With investors fixated on the upcoming ECB policy meeting, the euro was largely indifferent to Friday’s batch of sovereign rating actions. Fitch downgraded Portugal by three notches to BBB-, and kept the country on watch negative. This brings Fitch into line with S&P after the latter downgraded Portugal by a total of five notches in the past 2 weeks. Moody’s continues to rate the sovereign at A3. Elsewhere, S&P cut Ireland’s rating by a single notch to BBB+, outlook stable, while Fitch put Ireland’s rating on watch negative.
Portugal sold €1.645 bn worth of June 2012 bonds. Although this was more than the €1.5 bn indicative offer, average yields were much higher than those seen previously, and the bid-to-cover ratio dropped sharply to 1.4 (prev. 2.3). The auction should help ease any lingering market concern over a €4.3 bn bond, which matures on April 15.
JPY
The question of how Japan will fund the post-earthquake reconstruction effort remains unresolved. Local press previously suggested the BoJ could be asked to underwrite any additional bond issuance. Were this to happen, we would see it as highly yen-negative. Newspapers have since backed away from such claims, after government officials such as Finance Minister Noda and Economy Minister Yosano both denied there are any plans to go down that road. Our JGB strategist also sees such a move as highly unlikely. On Friday, BoJ Board member Shirai warned of the dangers of using the BoJ to underwrite JGB issuance, predicting it would damage confidence in the yen, and would ultimately raise government borrowing costs.
CHF
The desire to prevent further CHF strength continues to influence monetary policy at the SNB. Governing Board member Danthine conceded that although rates are “clearly too low” for the real-estate sector, the strong CHF justifies a continuation of a very cautious policy setting. He added that whether the SNB will hike depends on the actions of other central banks, clearly implying that the SNB is very unlikely to tighten unless the ECB leads the way.
Swiss retail sales were firm at +1.5% y/y, but the PMI fell to 59.3 − a sharp decline from February’s print and well below market expectations of 62.5.
TECHNICAL OUTLOOK
EURUSD clears 1.4249.
EURUSD BULLISH Break of 1.4249 has exposed 1.4282 ahead of 1.4373. Support lies at 1.4062.
USDJPY BULLISH Focus is on 85.00/40 resistance area. Initial support is at 83.13.

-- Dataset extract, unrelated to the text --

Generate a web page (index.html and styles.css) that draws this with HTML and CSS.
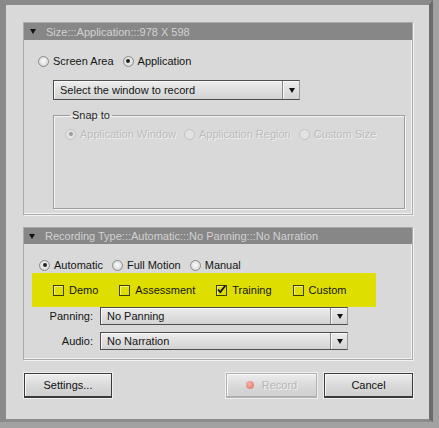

GBPUSD BEARISH Initial support is at 1.5972; break here would expose 1.5937. Resistance lies at 1.6224.
USDCHF NEUTRAL Move above 0.9369 would open the way to 0.9423. Near-term support is at 0.9127.
AUDUSD BULLISH Uptrend is intact; focus is on 1.0425 resistance ahead of 1.0500. Support lies at 1.0310.
USDCAD BEARISH Outlook remains bearish; focus is on initial support at 0.9584. Initial resistance is at 0.9707.
EURCHF BULLISH Pressure on key level 1.3205, break here would expose 1.3287. Support is at 1.3011.
EURGBP BULLISH Focus on initial resistance 0.8885; move above this would expose 0.8942. Initial support is at 0.8776.
EURJPY BULLISH While support at 117.68 holds, look for gains towards 122.08/61 area.